Das ließ ich mir natürlich nicht nehmen. Bis dahin war noch genug Zeit für einen schnellen Snack im Einkaufszentrum. Als ich zurückkam, war gerade die halbe Belegschaft des Depots um den Wagen versammelt. „Und Sie fahren heute mit uns?“, fragte die Fahrerin, die offenbar schon über den Gast informiert worden war.

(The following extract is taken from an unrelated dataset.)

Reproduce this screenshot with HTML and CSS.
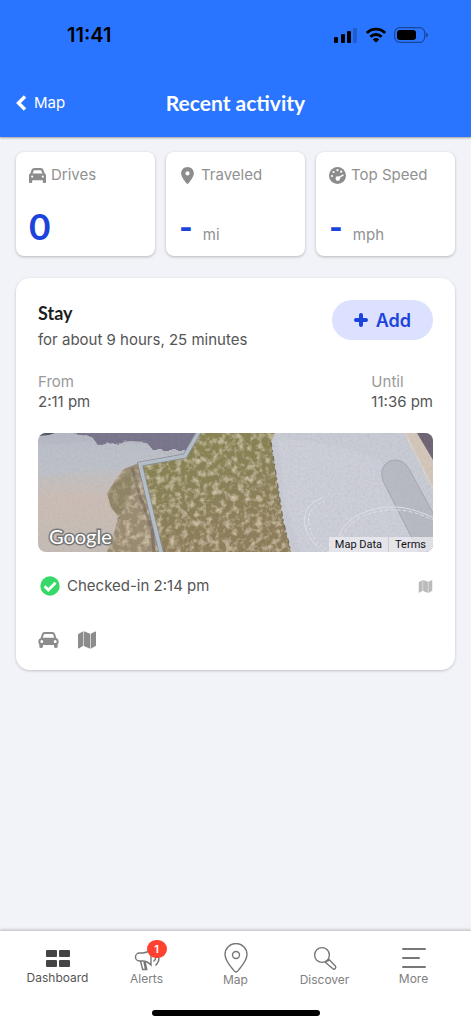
FILE: index.html
```html
<!DOCTYPE html>
<html lang="en">
<head>
    <meta charset="UTF-8">
    <meta name="viewport" content="width=device-width, initial-scale=1.0">
    <link rel="stylesheet" href="styles.css">
    <title>Recent activity</title>
</head>
<body>
    <svg class="defs" width="0" height="0" aria-hidden="true">
        <symbol id="icon-map" viewBox="0 0 20 20">
            <path d="M1 4.200 6.200 1.200v14.600l-4.400 2.600q-.8.3-.8-.6zM6.800 1.200l6.400 2.600v15l-6.400-2.800zM13.800 3.800l4.400-2.300q.8-.3.8.6v13.700l-5.200 3z"/>
        </symbol>
    </svg>

    <header class="header">
        <div class="status-bar">
            <span class="time">11:41</span>
            <div class="status-icons">
                <svg width="24" height="16" viewBox="0 0 24 16">
                    <rect x="0" y="10" width="4" height="6" rx="1"/>
                    <rect x="7" y="7" width="4" height="9" rx="1"/>
                    <rect x="13" y="4" width="4" height="12" rx="1"/>
                    <rect x="19" y="1" width="4" height="15" rx="1" opacity=".2"/>
                </svg>
                <svg width="22" height="16" viewBox="0 0 22 16">
                    <g fill="none" stroke="#000" stroke-width="2.8">
                        <path d="M1.800 6a13 13 0 0 1 18.400 0"/>
                        <path d="M5.400 9.800a8 8 0 0 1 11.200 0"/>
                    </g>
                    <path d="M11 15.600 7.800 12.400a4.600 4.600 0 0 1 6.400 0z"/>
                </svg>
                <svg width="34" height="16" viewBox="0 0 34 16">
                    <rect x=".7" y=".7" width="30" height="14.6" rx="5" fill="none" stroke="#000" stroke-width="1.2" opacity=".4"/>
                    <rect x="3" y="3" width="19" height="10" rx="3"/>
                    <path d="M32.200 5.500q1.600 1 1.600 2.500t-1.600 2.500z" opacity=".5"/>
                </svg>
            </div>
        </div>
        <div class="title-bar">
            <a class="back" href="#">
                <svg width="12" height="16" viewBox="0 0 12 16" fill="none" stroke="#fff" stroke-width="3.4"><path d="M10 1.500 3.500 8l6.500 6.500"/></svg>
                Map
            </a>
            <h1>Recent activity</h1>
        </div>
    </header>

    <main>
        <section class="stats">
            <div class="stat">
                <div class="stat-label">
                    <svg width="17" height="17" viewBox="0 0 512 512"><path d="M135.2 117.4L109.1 192H402.9l-26.1-74.6C372.3 104.6 360.2 96 346.6 96H165.4c-13.6 0-25.7 8.6-30.2 21.4zM39.6 196.8L74.8 96.3C88.3 57.8 124.6 32 165.4 32H346.6c40.8 0 77.1 25.8 90.6 64.3l35.2 100.5c23.2 9.6 39.6 32.5 39.6 59.2V400v48c0 17.7-14.3 32-32 32H448c-17.7 0-32-14.3-32-32V400H96v48c0 17.7-14.3 32-32 32H32c-17.7 0-32-14.3-32-32V400 256c0-26.7 16.4-49.6 39.6-59.2zM128 288a32 32 0 1 0 -64 0 32 32 0 1 0 64 0zm288 32a32 32 0 1 0 0-64 32 32 0 1 0 0 64z"/></svg>
                    Drives
                </div>
                <div class="stat-value"><strong>0</strong></div>
            </div>
            <div class="stat">
                <div class="stat-label">
                    <svg width="17" height="17" viewBox="0 0 512 512"><path transform="translate(64)" d="M215.7 499.2C267 435 384 279.4 384 192C384 86 298 0 192 0S0 86 0 192c0 87.4 117 243 168.3 307.2c12.3 15.3 35.1 15.3 47.4 0zM192 128a64 64 0 1 1 0 128 64 64 0 1 1 0-128z"/></svg>
                    Traveled
                </div>
                <div class="stat-value"><strong>-</strong><span>mi</span></div>
            </div>
            <div class="stat">
                <div class="stat-label">
                    <svg width="17" height="17" viewBox="0 0 17 17">
                        <circle cx="8.5" cy="8.5" r="8.5"/>
                        <g fill="#fff">
                            <circle cx="3" cy="9" r="1.1"/>
                            <circle cx="4.6" cy="5" r="1.1"/>
                            <circle cx="8.5" cy="3.2" r="1.1"/>
                            <circle cx="12.2" cy="4.7" r="1.1"/>
                            <circle cx="8.8" cy="11.6" r="2.3"/>
                        </g>
                        <path d="M8.800 11.200 14 8.200" stroke="#fff" stroke-width="1.5" stroke-linecap="round"/>
                    </svg>
                    Top Speed
                </div>
                <div class="stat-value"><strong>-</strong><span>mph</span></div>
            </div>
        </section>

        <section class="card">
            <div class="card-head">
                <div>
                    <h2>Stay</h2>
                    <p>for about 9 hours, 25 minutes</p>
                </div>
                <button type="button" class="add-button">
                    <svg width="14" height="14" viewBox="0 0 14 14" fill="none" stroke="#1c43dc" stroke-width="4" stroke-linecap="round"><path d="M7 2v10M2 7h10"/></svg>
                    Add
                </button>
            </div>

            <dl class="times">
                <div>
                    <dt>From</dt>
                    <dd>2:11 pm</dd>
                </div>
                <div>
                    <dt>Until</dt>
                    <dd>11:36 pm</dd>
                </div>
            </dl>

            <div class="map">
                <svg class="map-picture" viewBox="0 0 395 119" preserveAspectRatio="xMidYMid slice">
                    <defs>
                        <linearGradient id="lot" x1="0" y1="0" x2="0" y2="1">
                            <stop offset="0" stop-color="#b4b8c4"/>
                            <stop offset=".3" stop-color="#bfc0c4"/>
                            <stop offset=".55" stop-color="#cbbdb5"/>
                            <stop offset="1" stop-color="#c5bcb6"/>
                        </linearGradient>
                        <linearGradient id="grass" x1="0" y1="0" x2=".4" y2="1">
                            <stop offset="0" stop-color="#85834f"/>
                            <stop offset=".5" stop-color="#878052"/>
                            <stop offset="1" stop-color="#8d7c59"/>
                        </linearGradient>
                        <filter id="rough" x="0" y="0" width="1" height="1">
                            <feTurbulence type="fractalNoise" baseFrequency=".16" numOctaves="4" seed="4" result="n"/>
                            <feColorMatrix in="n" values="0 0 0 0 .76  0 0 0 0 .66  0 0 0 0 .48  1.800 0 0 0 -.8" result="spots"/>
                            <feComposite in="spots" in2="SourceGraphic" operator="in" result="s"/>
                            <feMerge><feMergeNode in="SourceGraphic"/><feMergeNode in="s"/></feMerge>
                        </filter>
                        <filter id="edge">
                            <feTurbulence type="fractalNoise" baseFrequency=".12" numOctaves="2" seed="2"/>
                            <feDisplacementMap in="SourceGraphic" scale="5"/>
                        </filter>
                        <filter id="grain" x="0" y="0" width="1" height="1">
                            <feTurbulence type="fractalNoise" baseFrequency=".4" numOctaves="2" seed="8"/>
                            <feColorMatrix values="0 0 0 0 .35  0 0 0 0 .33  0 0 0 0 .35  .4 0 0 0 -.16"/>
                        </filter>
                    </defs>
                    <rect width="395" height="119" fill="url(#lot)"/>
                    <path d="M0 12 55 8l55 4 20 12-45 12-40 2-45 8z" fill="#bcc2cc" opacity=".6"/>
                    <path filter="url(#edge)" d="M34-5h126l-12 22h-33l-7-8-16-1-32 4-6-8-18-3z" fill="#77738a"/>
                    <path d="M0 0h17l-6 2-11 1z" fill="#555363"/>
                    <g filter="url(#rough)">
                        <path d="M101 30 86 36 77 48l-8 12 4 14 7 9-3 14-8 22h55z" fill="#998970"/>
                        <path d="M160 0h77l-4 9 7 45 5 33 8 32H124L102 31l45-7z" fill="url(#grass)"/>
                    </g>
                    <path d="M88 38l-11 13-8 10 4 14 7 8 10-13 8-32z" fill="#7c794f" opacity=".4"/>
                    <path d="M94 35l8 28 12 34 2 22" fill="none" stroke="#5d5154" stroke-width="3" opacity=".4"/>
                    <path d="M237 0h158v119H253l-8-32-5-33-7-45z" fill="#c8cbd4"/>
                    <path d="M240 6q80 5 115 30l25 83H262l-15-50z" fill="#ced0da" opacity=".6"/>
                    <path d="m233 9 7 45 5 33 8 32" fill="none" stroke="#6d6952" stroke-width="1.2" stroke-dasharray="5 3 2 4"/>
                    <path d="M367 0h14l14 27v29z" fill="#d4c6b9"/>
                    <path d="M379 0h16v27z" fill="#6c6272"/>
                    <path d="m367 0 28 56" stroke="#d9d3d0" stroke-width="1.5"/>
                    <path d="m381 119-36-71c-7-20 17-29 26-12l30 55v28z" fill="#adb1ba" fill-opacity=".65" stroke="#a2a6b0"/>
                    <g fill="none" stroke="#e0e2e9">
                        <path d="M284 65c-14 4-19 16-17 27 3 14 11 21 22 29"/>
                        <path d="M287 68c-14 4-18 14-16 24 2 12 10 19 21 28" stroke-dasharray="3 2"/>
                        <path d="M301 104c4-16 23-28 49-30 18-1 33 5 46 11"/>
                        <path d="M304 105c4-15 22-26 46-28 17-1 31 3 45 10" stroke-dasharray="4 2"/>
                    </g>
                    <path d="M165-8 147 23 102 31l10 42 12 50" fill="none" stroke="#858a92" stroke-width="5"/>
                    <path d="M165-8 147 23 102 31l10 42 12 50" fill="none" stroke="#b5bfc9" stroke-width="3.5"/>
                    <rect width="395" height="119" filter="url(#grain)"/>
                </svg>
                <span class="map-logo">Google</span>
                <div class="map-links">
                    <a href="#">Map Data</a>
                    <a href="#">Terms</a>
                </div>
            </div>

            <div class="checkin">
                <svg width="20" height="20" viewBox="0 0 20 20">
                    <circle cx="10" cy="10" r="9.7" fill="#36d968"/>
                    <path d="m4.600 10.200 3.700 3.700 7.200-7.200" fill="none" stroke="#fff" stroke-width="2.8"/>
                </svg>
                <span>Checked-in 2:14 pm</span>
                <svg class="checkin-map" width="15" height="15"><use href="#icon-map"/></svg>
            </div>

            <div class="card-actions">
                <button type="button" aria-label="Drive">
                    <svg width="21" height="20" viewBox="0 0 21 20">
                        <path fill-rule="evenodd" d="M6.400 2h8.200q1.800 0 2.400 1.700L18.300 8q2.400.9 2.400 3.400 0 2-1 3.200v2q0 1.400-1.400 1.400h-.9q-1.400 0-1.400-1.400V15H5v1.600q0 1.400-1.400 1.400h-.9q-1.400 0-1.400-1.400v-2q-1-1.200-1-3.200Q.3 8.900 2.700 8L4 3.700Q4.600 2 6.400 2zm.4 1.900q-.7 0-1 .7L4.800 7.800h11.400l-1-3.200q-.3-.7-1-.7zM3.800 10a1.500 1.500 0 1 0 0 3 1.500 1.500 0 0 0 0-3zm13.400 0a1.500 1.500 0 1 0 0 3 1.500 1.500 0 0 0 0-3z"/>
                    </svg>
                </button>
                <button type="button" aria-label="Show on map">
                    <svg width="20" height="20"><use href="#icon-map"/></svg>
                </button>
            </div>
        </section>
    </main>

    <nav class="tabs">
        <a class="tab active" href="#">
            <svg width="30" height="28" viewBox="0 0 30 28">
                <rect x="3" y="7" width="11" height="7" rx="1"/>
                <rect x="16" y="7" width="11" height="7" rx="1"/>
                <rect x="3" y="17" width="11" height="7" rx="1"/>
                <rect x="16" y="17" width="11" height="7" rx="1"/>
            </svg>
            Dashboard
        </a>
        <a class="tab" href="#">
            <svg width="30" height="29" viewBox="0 0 30 29">
                <path d="M19 6.500q-4 3.500-8 3.500H7.500a3.500 3.500 0 0 0 0 8H11q4 0 8 4zM8.500 18l2.200 8.500h4L13 18.500M12 19l1.600 7.500M21.500 18.500q4.500-4 0-8.500M23.500 22.500q6-6 1.500-12.500"/>
            </svg>
            Alerts
            <span class="badge">1</span>
        </a>
        <a class="tab" href="#">
            <svg width="30" height="30" viewBox="0 0 30 30">
                <path d="M15 29q-1.500 0-3-2.500Q4 17 4 11.500a11 11 0 0 1 22 0q0 5.500-8 15Q16.500 29 15 29z"/>
                <circle cx="15" cy="12" r="3.5"/>
            </svg>
            Map
        </a>
        <a class="tab" href="#">
            <svg width="30" height="30" viewBox="0 0 30 30">
                <circle cx="12" cy="12" r="7.4"/>
                <path d="m15.500 19.500 3.300-3.300 6.500 6.800q1 1.300 0 2.500-1.300 1.300-2.600 0zM17.500 16.500l1.500 1.500"/>
            </svg>
            Discover
        </a>
        <a class="tab" href="#">
            <svg width="30" height="29" viewBox="0 0 30 29">
                <path class="menu-lines" d="M4 6h22M4 15h16M4 24h22"/>
            </svg>
            More
        </a>
        <span class="home-indicator"></span>
    </nav>
</body>
</html>
```

FILE: styles.css
```css
* {
    box-sizing: border-box;
}

body {
    display: flex;
    flex-direction: column;
    min-height: 100vh;
    margin: 0;
    background-color: #f2f3f8;
    color: #555;
    font-family: Inter, sans-serif;
    font-size: 15px;
    line-height: 20px;
}

h1, h2, p, dl, dd {
    margin: 0;
}

a {
    color: inherit;
    text-decoration: none;
}

button {
    border: none;
    padding: 0;
    background: none;
    font-family: inherit;
    cursor: pointer;
}

svg {
    display: block;
    flex-shrink: 0;
}

.defs {
    position: absolute;
}

.header {
    background-color: #2a75ff;
    box-shadow: 0 1px 2px rgba(0, 0, 0, 0.35);
}

.status-bar {
    display: flex;
    justify-content: space-between;
    align-items: center;
    height: 70px;
    padding: 0 43px 0 67px;
}

.time {
    color: #000;
    font-size: 20px;
    font-weight: 600;
}

.status-icons {
    display: flex;
    align-items: center;
    gap: 7px;
}

.title-bar {
    display: grid;
    grid-template-columns: 1fr auto 1fr;
    align-items: center;
    height: 66px;
    margin-bottom: 1px;
    padding: 0 15px;
    color: #fff;
}

.back {
    display: flex;
    align-items: center;
    gap: 7px;
}

h1 {
    font-family: Lato, sans-serif;
    font-size: 21px;
    font-weight: 700;
}

main {
    flex: 1;
    padding: 15px 16px;
}

.stats {
    display: grid;
    grid-template-columns: repeat(3, 1fr);
    gap: 11px;
    margin-bottom: 22px;
}

.stat {
    height: 104px;
    padding: 13px;
    border-radius: 8px;
    background-color: #fff;
    box-shadow: 0 1px 3px rgba(0, 0, 0, 0.25);
}

.stat-label {
    display: flex;
    align-items: center;
    gap: 5px;
    color: #919191;
    fill: #8c8c8c;
    white-space: nowrap;
}

.stat-value {
    display: flex;
    align-items: baseline;
    gap: 10px;
    margin-top: 19px;
    color: #919191;
}

.stat-value strong {
    color: #1c43dc;
    font-family: Lato, sans-serif;
    font-size: 37px;
    line-height: 44px;
}

.card {
    padding: 22px 22px 20px;
    border-radius: 14px;
    background-color: #fff;
    box-shadow: 0 1px 3px rgba(0, 0, 0, 0.2);
}

.card-head {
    display: flex;
    justify-content: space-between;
    align-items: flex-start;
    margin-bottom: 18px;
}

h2 {
    color: #1e1e1e;
    font-family: Lato, sans-serif;
    font-size: 18px;
    font-weight: 700;
    line-height: 26px;
}

.card-head p {
    line-height: 28px;
}

.add-button {
    display: flex;
    align-items: center;
    gap: 8px;
    height: 40px;
    padding: 0 22px;
    border-radius: 20px;
    background-color: #dbe1ff;
    color: #1c43dc;
    font-size: 18px;
    font-weight: 600;
}

.times {
    display: flex;
    justify-content: space-between;
    margin-bottom: 21px;
}

.times dt {
    color: #999;
}

.map {
    position: relative;
    height: 119px;
    border-radius: 8px;
    overflow: hidden;
}

.map-picture {
    width: 100%;
    height: 100%;
}

.map-logo {
    position: absolute;
    left: 11px;
    bottom: 5px;
    color: #fff;
    font-family: Lato, sans-serif;
    font-size: 20px;
    line-height: 22px;
    -webkit-text-stroke: 3px #777;
    paint-order: stroke fill;
}

.map-links {
    position: absolute;
    right: 0;
    bottom: 0;
    display: flex;
    background-color: rgba(240, 240, 243, 0.7);
    color: #111;
    font-family: Roboto, sans-serif;
    font-size: 11px;
    line-height: 15px;
}

.map-links a {
    padding: 0 6px;
}

.map-links a + a {
    padding-right: 7px;
    border-left: 1px solid #ccc;
}

.checkin {
    display: flex;
    align-items: center;
    gap: 7px;
    height: 24px;
    margin: 22px 0 32px;
    padding-left: 2px;
}

.checkin-map {
    margin-left: auto;
    fill: #bbb;
}

.card-actions {
    display: flex;
    gap: 18px;
    fill: #8c8c8c;
}

.tabs {
    position: relative;
    display: grid;
    grid-template-columns: repeat(5, 1fr);
    height: 93px;
    padding: 12px 13px 0;
    background-color: #fff;
    box-shadow: 0 -1px 3px rgba(0, 0, 0, 0.25);
}

.tab {
    position: relative;
    display: flex;
    flex-direction: column;
    align-items: center;
    color: #808080;
    font-size: 12px;
    line-height: 14px;
    fill: none;
    stroke: #777;
    stroke-width: 1.4px;
}

.tab.active {
    color: #555;
    fill: #444;
    stroke: none;
}

.menu-lines {
    stroke-width: 2px;
    stroke-linecap: round;
}

.badge {
    position: absolute;
    top: -3px;
    left: 50%;
    width: 20px;
    border-radius: 9px;
    background-color: #ff4130;
    color: #fff;
    font-size: 11px;
    font-weight: 600;
    line-height: 18px;
    text-align: center;
}

.home-indicator {
    position: absolute;
    left: 50%;
    bottom: 8px;
    width: 168px;
    height: 6px;
    margin-left: -84px;
    border-radius: 3px;
    background-color: #000;
}
```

Der Gleisplan des Depots ist dermaßen einfach, dass die Trams rückwärts ausrücken müssen. Eine Wendeschleife gibt es nicht, lediglich drei Stumpfgleise. Das erste, kürzeste führt rechts an der Grundstücksgrenze entlang, das zweite bildet einen weiten Bogen durchs Gelände und wird zum Abstellen der beiden ausgemusterten Wagen verwendet. Das dritte führt vor dem kleinen Verwaltungsbau vorbei in die Werkstatt, in der nur ein Wagen Platz findet. Der zweite übernachtet im Freien.

Beim Ausrücken muss die Tram zunächst rückwärts eine Fahrspur der Hauptstraße überqueren. Die Anschlussweiche des Depots ist handbedient. Zwei Mann öffnen dazu Blechklappen, die in der Straße eingelassen sind. Wenn die Weiche umgelegt ist, kann es losgehen.

Ich stieg ein und löste gleich zwei Tickets. Der Wagen fuhr zunächst zum westlichen Streckenende beim Aluminiumwerk. Dort ging es mangels Fahrgästen ohne Halt durch die Wendeschleife und ich fuhr einmal die ganze Strecke entlang bis zum Ufer der Turja. Unterwegs stieg tatsächlich jemand ein, bei dem es sich jedoch nicht um einen zahlenden Fahrgast, sondern einen Bekannten der Fahrerin handelte, der zum Tratschen im Führerstand verschwand und kurz vor der Wendeschleife wieder absprang.

Nun konnte ich endlich auch einmal dort ein Foto von dem Wagen machen. Dank einer kurzen Pause gelang es mir noch schnell, einen weiteren Standpunkt aufzusuchen, bevor es wieder zurück ging. Für den folgenden Kurs positionierte ich mich nun etwa dort, wo ich am Vormittag vergeblich gewartet hatte. Die Stelle war auch aus der anderen Richtung nicht verkehrt.

Nach zwei weiteren Aufnahmen im Zentrum an der Uliza Popowa fuhr ich noch einmal mit. Leider war am westlichen Streckenende wider Erwarten schon Schatten. Beim Aussteigen wartete die Fahrerin extra kurz, dass ich noch ein Foto machen konnte. Für den letzten Kurs war es dann schon etwas dunkel für Fotos, doch ich ging zum Abschluss der Reise noch einmal zum Depot, um dem Einrücken beizuwohnen und mich beim Personal für die freundlichen Gesten zu bedanken.

Privatführung durch die Werkstatt

Zum krönenden Abschluss schloss mir dann Artur, der leitende Elektromechaniker, auch noch die Werkstatt auf und ich bekam eine kleine Führung. Der zweite Wagen mit der Nummer 328 stand drinnen. In der engen Halle scheint die Zeit stehen geblieben zu sein. Die Technik erinnert an die 1960er Jahre. Zu dritt halten sie hier den Betrieb am Laufen, so Artur, drei weitere sind für die Instandhaltung der Gleise zuständig. Repariert wird alles selbst. Bei der einfachen Technik der KTM-5 lässt sich das mit dieser Ausstattung noch machen. Für Ersatzteile ist kein Geld da.

„Schon ein apokalyptisches Bild“, sagt Artur selbst zum Anblick des KTM-5 im trüben Licht der Halle, in der der Putz von den Wänden blättert. Noch ein paar Jahre vielleicht, werde die Bahn laufen. Es sei schon ewig nichts mehr investiert worden.

Man kann nur hoffen, dass es doch wieder einmal anders kommt. Schon vor Jahren hieß es, die Krasnoturjinsker Straßenbahn werde wohl nicht mehr lange überleben. Um immer hat sie noch einmal die Kurve gekriegt.

So endete eine der spannendsten Straßenbahntouren mit einem Highlight und ich ging zufrieden zu meiner Unterkunft zurück. Übrigens meinte auch Artur, dass es eher eine Urban Legend sei, dass Krasnoturjinsk eine für Ausländer gesperrte Stadt sei.

Am nächsten Morgen ging es schließlich mit einem deutlich komfortableren Bus zunächst zum Busbahnhof Nord in Jekaterinburg und dann am Abend zurück nach Moskau.